Attention researchers who design and implement rigorous quantitative studies on preventing, reducing, or responding to human trafficking: Grants are available for research that advances the understanding of effective prevalence reduction programs and improves anti-trafficking policies and practices.
The opportunity focuses on randomized control trials, though quasi-experimental methods will be considered for funding. Successful applicants may be awarded grants of $200,000 – $400,000. The full text of Innovation for Poverty Action’s (IPA) NOFO can be found at: Competitive Fund – Innovations for Poverty Action. Applications are due October 15, 2021.
The $150 million global Program to End Modern Slavery (PEMS) is pioneering approaches to combat human trafficking through cutting-edge research and targeted programming to test prevalence research methods and interventions. J/TIP has granted implementer Innovation for Poverty Action (IPA) $5.61 million over five years (October 1, 2020 to September 30, 2025) to establish the Human Trafficking Research Initiative (HTRI). This Initiative will build evidence on effective interventions aimed at preventing, decreasing, and addressing human trafficking, including protecting victims. HTRI is intended to foster multi-sectoral partnerships, innovate and improve human trafficking research methods, initiate program pilot testing, and conduct large-scale quantitative studies on human trafficking programs.
IPA is targeting new research to advance the understanding of effective prevalence reduction programs and improve anti-trafficking policies and practices. Priority themes for this competitive fund are drawn from a Learning and Research Agenda (LRA) that was developed from November 2020 to September 2021 in consultation with leading global policymakers, practitioners, and researchers. The LRA identifies research gaps and priorities HTRI intends to answer. While the number of strong studies examining human trafficking has increased significantly over the last 10-15 years, existing studies are overwhelmingly qualitative and descriptive in nature. More research is needed to estimate the impact of counter-trafficking programs using a method that builds a credible counterfactual. Toward this end, HTRI is focusing on randomized control trials (RCTs), though quasi-experimental methods will be considered for funding. While many RCTs include qualitative research, studies that exclusively rely on qualitative or descriptive research methods will not be considered.
What are Randomized Controlled Trials (RCTs)? In an RCT, a large number of similar individuals (or households, communities, or other specified units) are randomly assigned to either a treatment group that receives an intervention or a control group that does not (or receives some other treatment). RCTs are sometimes referred to as the “gold standard” in research because their design reduces biases and credibly estimates the counterfactual, i.e. what would have happened if the program did not exist.
What are Quasi-Experimental Methods? Quasi-experimental methods can also credibly measure the impact of programs if the right conditions are in place. These methods do not set up treatment and control groups beforehand using random assignment; rather, researchers use different statistical techniques (e.g., matching, quasi-experimental difference-in-difference, regression discontinuity) to build experimental groups.
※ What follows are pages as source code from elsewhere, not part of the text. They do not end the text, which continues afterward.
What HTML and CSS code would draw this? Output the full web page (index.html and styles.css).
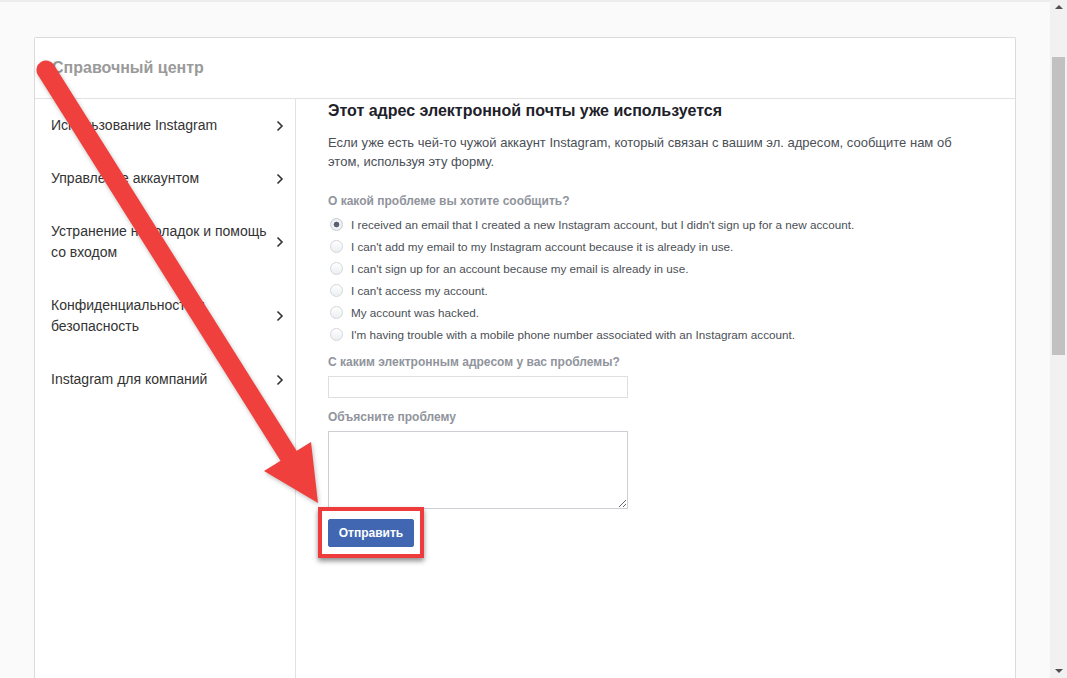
FILE: index.html
```html
<!DOCTYPE html>
<html lang="ru">
<head>
    <meta charset="UTF-8">
    <meta name="viewport" content="width=device-width, initial-scale=1.0">
    <title>Справочный центр</title>
    <link rel="stylesheet" href="styles.css">
</head>
<body>
  <div class="page">
    <div class="viewport">
      <div class="card">
        <div class="card-header">Справочный центр</div>
        <div class="card-body">
          <nav class="sidebar">
            <a class="nav-item"><span class="nav-text">Использование Instagram</span><svg class="chevron" viewBox="0 0 8 12"><path d="M1.5 1.5 L6 6 L1.5 10.5"/></svg></a>
            <a class="nav-item"><span class="nav-text">Управление аккаунтом</span><svg class="chevron" viewBox="0 0 8 12"><path d="M1.5 1.5 L6 6 L1.5 10.5"/></svg></a>
            <a class="nav-item"><span class="nav-text">Устранение неполадок и помощь со входом</span><svg class="chevron" viewBox="0 0 8 12"><path d="M1.5 1.5 L6 6 L1.5 10.5"/></svg></a>
            <a class="nav-item"><span class="nav-text">Конфиденциальность и безопасность</span><svg class="chevron" viewBox="0 0 8 12"><path d="M1.5 1.5 L6 6 L1.5 10.5"/></svg></a>
            <a class="nav-item"><span class="nav-text">Instagram для компаний</span><svg class="chevron" viewBox="0 0 8 12"><path d="M1.5 1.5 L6 6 L1.5 10.5"/></svg></a>
          </nav>

          <main class="content">
            <h1>Этот адрес электронной почты уже используется</h1>
            <p class="intro">Если уже есть чей-то чужой аккаунт Instagram, который связан с вашим эл. адресом, сообщите нам об этом, используя эту форму.</p>

            <div class="field-label label-first">О какой проблеме вы хотите сообщить?</div>
            <div class="radio-list">
              <label class="radio-row"><span class="radio checked"></span>I received an email that I created a new Instagram account, but I didn't sign up for a new account.</label>
              <label class="radio-row"><span class="radio"></span>I can't add my email to my Instagram account because it is already in use.</label>
              <label class="radio-row"><span class="radio"></span>I can't sign up for an account because my email is already in use.</label>
              <label class="radio-row"><span class="radio"></span>I can't access my account.</label>
              <label class="radio-row"><span class="radio"></span>My account was hacked.</label>
              <label class="radio-row"><span class="radio"></span>I'm having trouble with a mobile phone number associated with an Instagram account.</label>
            </div>

            <div class="field-label label-email">С каким электронным адресом у вас проблемы?</div>
            <input type="text" class="text-input">

            <div class="field-label label-explain">Объясните проблему</div>
            <textarea class="text-area"></textarea>

            <div class="submit-wrap">
              <button class="submit">Отправить</button>
            </div>
          </main>
        </div>
      </div>

      <!-- annotation arrow drawn over the page -->
      <svg class="arrow" width="1050" height="678" viewBox="0 0 1050 678">
        <g class="arrow-shape">
          <line x1="46" y1="70" x2="290" y2="458" stroke="#f0403d" stroke-width="19" stroke-linecap="round"/>
          <polygon points="264,471 311,442 318,503" fill="#f0403d"/>
        </g>
      </svg>
    </div>

    <div class="scrollbar">
      <span class="scroll-up"></span>
      <div class="scroll-track"><div class="scroll-thumb"></div></div>
      <span class="scroll-down"></span>
    </div>
  </div>
</body>
</html>
```

FILE: styles.css
```css
* {
  box-sizing: border-box;
}

body {
  margin: 0;
  font-family: "Liberation Sans", Arial, sans-serif;
  background-color: #fafafa;
  overflow: hidden;
}

.page {
  display: flex;
  height: 678px;
  border-top: 2px solid #ececec;
}

.viewport {
  position: relative;
  flex: 1;
  display: flex;
  flex-direction: column;
  padding: 35px 0 0 34px;
}

.card {
  flex: 1;
  display: flex;
  flex-direction: column;
  width: 982px;
  background-color: #fff;
  border: 1px solid #dbdbdb;
  border-bottom: none;
  border-radius: 2px 2px 0 0;
}

.card-header {
  height: 61px;
  padding-left: 17px;
  display: flex;
  align-items: center;
  border-bottom: 1px solid #e2e2e2;
  font-size: 16px;
  font-weight: bold;
  color: #9a9a9a;
}

.card-body {
  flex: 1;
  display: flex;
}

/* left menu */
.sidebar {
  width: 261px;
  border-right: 1px solid #e2e2e2;
}

.nav-item {
  display: flex;
  align-items: center;
  padding: 16px 11px 16px 16px;
  font-size: 14px;
  line-height: 21px;
  color: #333;
}

.nav-text {
  flex: 1;
  padding-right: 6px;
}

.chevron {
  width: 8px;
  height: 12px;
  fill: none;
  stroke: #333;
  stroke-width: 1.6;
}

/* form */
.content {
  flex: 1;
  padding: 2px 32px 0 32px;
}

h1 {
  margin: 0;
  font-size: 16px;
  line-height: 20px;
  color: #1d2129;
}

.intro {
  margin: 12px 0 0 0;
  font-size: 13px;
  line-height: 19px;
  color: #4b4f56;
}

.field-label {
  font-size: 12px;
  font-weight: bold;
  line-height: 16px;
  color: #90949c;
}

.label-first {
  margin-top: 22px;
}

.radio-list {
  margin-top: 4px;
}

.radio-row {
  display: flex;
  align-items: center;
  height: 22px;
  font-size: 11.7px;
  color: #4b4f56;
}

.radio {
  width: 13px;
  height: 13px;
  margin: 0 8px 0 2px;
  border: 1px solid #d3d6db;
  border-radius: 50%;
  background: linear-gradient(#fff, #eceef1);
}

.radio.checked {
  background: radial-gradient(circle, #5b6170 0, #5b6170 2.5px, #f3f4f6 3.2px, #e9ebee 100%);
  border-color: #c5c9d0;
}

.label-email {
  margin-top: 9px;
}

.text-input {
  display: block;
  width: 300px;
  height: 22px;
  margin-top: 6px;
  border: 1px solid #dddfe2;
}

.label-explain {
  margin-top: 11px;
}

.text-area {
  display: block;
  width: 300px;
  height: 78px;
  margin-top: 6px;
  border: 1px solid #ccd0d5;
  font-family: inherit;
}

.submit-wrap {
  position: relative;
  margin-top: 10px;
  width: 86px;
}

.submit {
  display: block;
  width: 86px;
  height: 28px;
  padding: 0;
  background-color: #4267b2;
  color: #fff;
  border: 1px solid #4267b2;
  border-radius: 2px;
  font-family: inherit;
  font-size: 12px;
  font-weight: bold;
}

/* red frame round the button */
.submit-wrap::after {
  content: "";
  position: absolute;
  top: -12px;
  left: -10px;
  right: -10px;
  bottom: -11px;
  border: 4px solid #ee3b3b;
  box-shadow: 0 3px 5px rgba(0, 0, 0, 0.45);
}

.arrow {
  position: absolute;
  top: -2px;
  left: 0;
  pointer-events: none;
}

.arrow-shape {
  filter: drop-shadow(1px 2px 2px rgba(0, 0, 0, 0.25));
}

/* fake browser scrollbar */
.scrollbar {
  width: 17px;
  display: flex;
  flex-direction: column;
  align-items: center;
  background-color: #f1f1f1;
  margin-top: -2px;
}

.scroll-up,
.scroll-down {
  width: 0;
  height: 0;
  border-left: 4px solid transparent;
  border-right: 4px solid transparent;
  margin: 5px 0;
}

.scroll-up {
  border-bottom: 4px solid #505050;
}

.scroll-down {
  border-top: 4px solid #505050;
}

.scroll-track {
  flex: 1;
  width: 100%;
  padding: 43px 2px 0 2px;
}

.scroll-thumb {
  height: 298px;
  background-color: #c1c1c1;
}
```
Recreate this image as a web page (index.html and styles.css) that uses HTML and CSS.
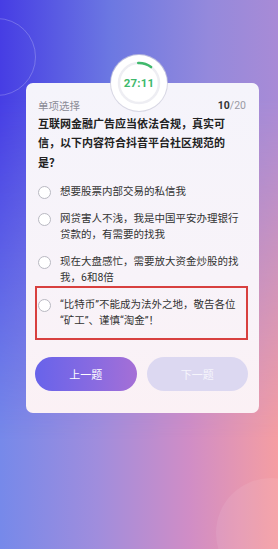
FILE: index.html
```html
<!DOCTYPE html>
<html lang="zh-CN">
<head>
    <meta charset="UTF-8">
    <meta name="viewport" content="width=device-width, initial-scale=1.0">
    <title>答题</title>
    <link rel="stylesheet" href="styles.css">
</head>
<body>
    <div class="screen">
        <div class="card">
            <div class="timer">
                <svg width="56" height="56" viewBox="0 0 56 56">
                    <circle cx="28" cy="28" r="20" fill="none" stroke="#eeeef3" stroke-width="2.5"/>
                    <path d="M27.3 8.01 A20 20 0 0 1 40.04 12.03" fill="none" stroke="#3fb96c" stroke-width="2.6" stroke-linecap="round"/>
                </svg>
                <span class="time">27:11</span>
            </div>

            <div class="card-head">
                <span class="type">单项选择</span>
                <span class="progress"><b>10</b>/20</span>
            </div>

            <p class="question">互联网金融广告应当依法合规，真实可信，以下内容符合抖音平台社区规范的是？</p>

            <ul class="options">
                <li class="option"><span class="radio"></span><span class="label">想要股票内部交易的私信我</span></li>
                <li class="option"><span class="radio"></span><span class="label">网贷害人不浅，我是中国平安办理银行贷款的，有需要的找我</span></li>
                <li class="option"><span class="radio"></span><span class="label">现在大盘感忙，需要放大资金炒股的找我，6和8倍</span></li>
                <li class="option marked"><span class="radio"></span><span class="label">“比特币”不能成为法外之地，敬告各位“矿工”、谨慎“淘金”！</span></li>
            </ul>

            <div class="actions">
                <button class="btn btn-prev">上一题</button>
                <button class="btn btn-next">下一题</button>
            </div>
        </div>
        <div class="glow"></div>
    </div>
</body>
</html>
```

FILE: styles.css
```css
* {
    box-sizing: border-box;
}

body {
    margin: 0;
    font-family: Roboto, "Noto Sans CJK SC", sans-serif;
    color: #222;
}

.screen {
    position: relative;
    width: 278px;
    height: 549px;
    overflow: hidden;
    padding-top: 83px;
    background: linear-gradient(90deg, #7689ea 0%, #a08ddd 35%, #d08dc6 68%, #f59ea2 100%);
}

/* top half is bluer, fades into the bottom colours */
.screen::before {
    content: "";
    position: absolute;
    inset: 0;
    background: linear-gradient(90deg, #463de4 0%, #6c78e2 40%, #9489dc 75%, #a88bd6 100%);
    -webkit-mask-image: linear-gradient(180deg, #000 0%, #000 18%, transparent 80%);
    mask-image: linear-gradient(180deg, #000 0%, #000 18%, transparent 80%);
}

/* faint decoration ring, top left */
.screen::after {
    content: "";
    position: absolute;
    left: -42px;
    top: 18px;
    width: 76px;
    height: 76px;
    border-radius: 50%;
    border: 1px solid rgba(255, 255, 255, 0.22);
}

/* soft disc, bottom right */
.glow {
    position: absolute;
    right: -48px;
    top: 478px;
    width: 110px;
    height: 110px;
    border-radius: 50%;
    background: rgba(255, 255, 255, 0.08);
}

.card {
    position: relative;
    z-index: 1;
    width: 233px;
    margin-left: 26px;
    padding: 14px 13px 22px 12px;
    border-radius: 7px;
    background: linear-gradient(180deg, #f5f4fb 0%, #f8f3f9 60%, #fbf1f5 100%);
}

.timer {
    position: absolute;
    top: -28px;
    left: 85px;
    width: 56px;
    height: 56px;
    border-radius: 50%;
    background: #fff;
    box-shadow: 0 0 0 1px rgba(205, 205, 220, 0.75);
    display: flex;
    align-items: center;
    justify-content: center;
}

.timer svg {
    position: absolute;
    top: 0;
    left: 0;
}

.time {
    position: relative;
    font-size: 11.5px;
    font-weight: 700;
    color: #3fb96c;
    letter-spacing: 0.2px;
}

.card-head {
    display: flex;
    justify-content: space-between;
    align-items: center;
    height: 16px;
    font-size: 10.5px;
    color: #8b8b96;
}

.progress {
    font-size: 10.5px;
    color: #9a9aa4;
}

.progress b {
    color: #333;
    font-weight: 700;
}

.question {
    margin: 1.5px 14px 0 0;
    font-size: 11px;
    line-height: 19.5px;
    font-weight: 700;
    color: #222;
}

.options {
    list-style: none;
    margin: 11px 0 0;
    padding: 0;
    display: flex;
    flex-direction: column;
    gap: 11px;
}

.option {
    position: relative;
    display: flex;
    align-items: flex-start;
    gap: 9px;
    font-size: 10.5px;
    line-height: 16px;
    color: #333;
}

.radio {
    flex: none;
    width: 13px;
    height: 13px;
    margin-top: 1.5px;
    border-radius: 50%;
    border: 1px solid #b9b9c2;
    background: #fff;
}

.label {
    flex: 1;
}

/* red highlight box drawn over the answer */
.option.marked::after {
    content: "";
    position: absolute;
    top: -11px;
    bottom: -11px;
    left: -3px;
    right: -2px;
    border: 2px solid #d8403f;
}

.actions {
    display: flex;
    gap: 10px;
    margin: 28px -2px 0 -3px;
}

.btn {
    flex: 1;
    height: 34px;
    border: none;
    border-radius: 17px;
    font-family: inherit;
    font-size: 11px;
    color: #fff;
    cursor: pointer;
}

.btn-prev {
    background: linear-gradient(90deg, #6863ea 0%, #8a6be0 60%, #a56fd6 100%);
}

.btn-next {
    background: #dcd8f1;
    color: #f6f5fc;
}
```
Quasi-experimental methods can be successful, but require more assumptions than an RCT and researchers with expert statistical and econometric analysis skills.
What is the Award Amount? IPA anticipates funding between $200,000 to $400,000 per award under this round of funding for full experimental and quasi-experimental research projects. “Add-ons” for existing RCTs, additional survey rounds, survey modules, or treatment arms will be considered for funding between $50,000 to $150,000 per award.
Which Organizations May Apply? IPA seeks applications from international quantitative academic researchers focused on vulnerable and/or hidden populations, especially researchers that use experimental methods. Government institutions and researchers will not be considered for funding, although certain partnerships may be assessed at a later point. IPA also seeks to connect human trafficking implementer organizations, or those who work with vulnerable and/or hidden populations, with academic research partners.